## anonymous 5 years ago Hey guys I'm having problems with derivatives if someone could explain the logx/lnx derivatives to me that would be great heres a few examples y = -2x^2(lnx)^4 or y = ln((x +1)/x)

1. anonymous

to start, do you know the derivative of $\ln(x)$ ?

2. anonymous

$d/dx [ \ln (x) ] = 1/x$

3. anonymous

yes i just dont understand how it applies when you have things attached to x

4. anonymous

such as the (lnx)^4 or the ln(x +1/x)

5. anonymous

ok

6. anonymous

let's try $\ln((x+1)/x)$

7. anonymous

alright

8. anonymous

have you used substitution rule before?

9. anonymous

That example is very simple, though the process might be tedious.
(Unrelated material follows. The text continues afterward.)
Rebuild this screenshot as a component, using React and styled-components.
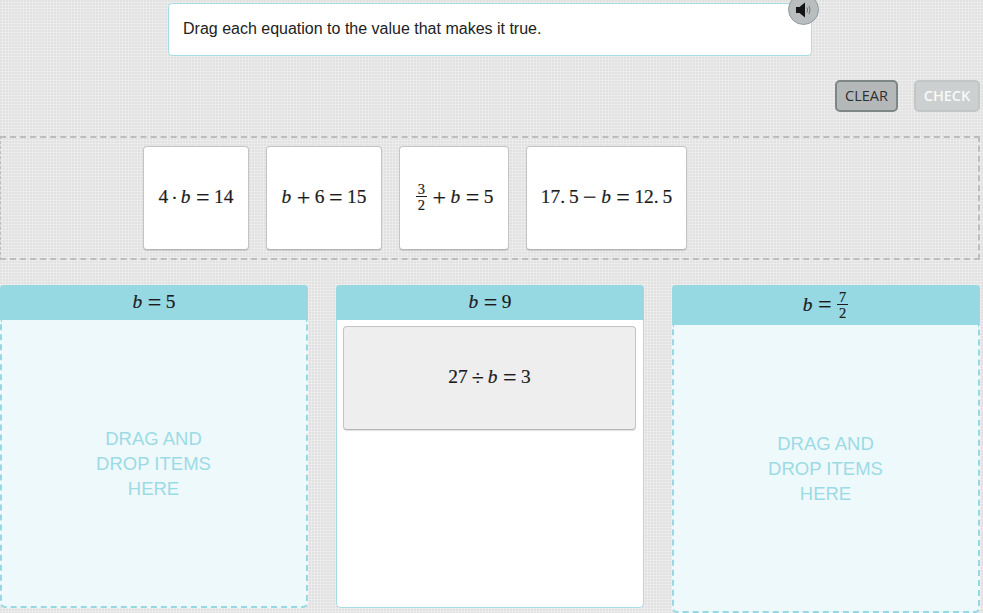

Simply put a 1 over the expression then multiply by derivative of the expression

10. anonymous

No, i got that wrong, i was describing log.

11. anonymous

I'm contradicting myself, I think i told you right

12. anonymous

so, ln((x+1)/x)

13. anonymous

using the substitution rule: let's have $u = (x+1)/x , du = -1/x^2$

14. anonymous

du = =1/x^2 * dx

15. anonymous

16. anonymous

ok sorry the substitution thing is confusing me

17. anonymous

ok, well, the concept is thus: essentially you can simply things by taking a difficult expression to immeditaely differentitate, like here ln((x+1)/x), and simplify the first steps a bit

18. anonymous

outright, [ln((x+1)/x)]' looks difficult, but [ln(u)]'

19. anonymous

that is like a calc identity

20. anonymous

ok i get it

21. anonymous

the trick is keeping track of this substitution, you'll need to find the derivtative of u. as above, u=(x+1)/x, while du = (-1/x^2)*dx

22. anonymous

ahhh ok so if you set it as a variable it complicates things less

23. anonymous

so we have our first equation: ln((x+1)/x) dx

24. anonymous

yeah, you do less internal variable manipulation

25. anonymous

alright got it sorry

26. anonymous

cool, you got it?

27. anonymous

yep that helped a lottt

28. anonymous

so, you want to solve it? i can stay to help if you need it...

29. anonymous

but just to be sure once I have the x + 1 over x I have to then use quotient rule...?

30. anonymous

so, u = (x+1)/x ... but that equals x/x + 1/x

31. anonymous

so u = 1 + 1/x

32. anonymous

du = (1/x) dx

33. anonymous

er, (1/x)'

34. anonymous

which is ($x^-1$)'

35. anonymous

so, whats the derivative with respect to x of 1 + x^-1 ?

36. anonymous

-1x^-2...?

37. anonymous

yeah

38. anonymous

so, ln(u) du ---> but du = (-1/x^2)*dx

39. anonymous

ln(u)' --> 1/u, where u is (1 + 1/x) ....so you have $1/[(1 + 1/x)]$....then, you can't forget that du was -1/x^2 * dx, so when you now substitute back in for u so you have the original variable x, you have to multiply by (-1/x^2)

40. anonymous

$\frac{1}{(1+1/x)} * \frac{-1}{(x^2)}$

41. anonymous

which you can simplify

42. anonymous

to : -1/(x^2 + x)

43. anonymous

ok sorry my computers really crappy so i cant reply fast but i completely get it now thanks!

44. anonymous

no problem, hopefully now you can use the book examples much better too!

45. anonymous

also, here on OpenStudy, if someone gives you good help, you can award them with a medal here in the conversation

46. anonymous

so, ask more questions and maybe you can help some other math learners if you see a question you know to answer

47. anonymous

i'm off, but good luck with the calc ;)

48. anonymous

thank you very much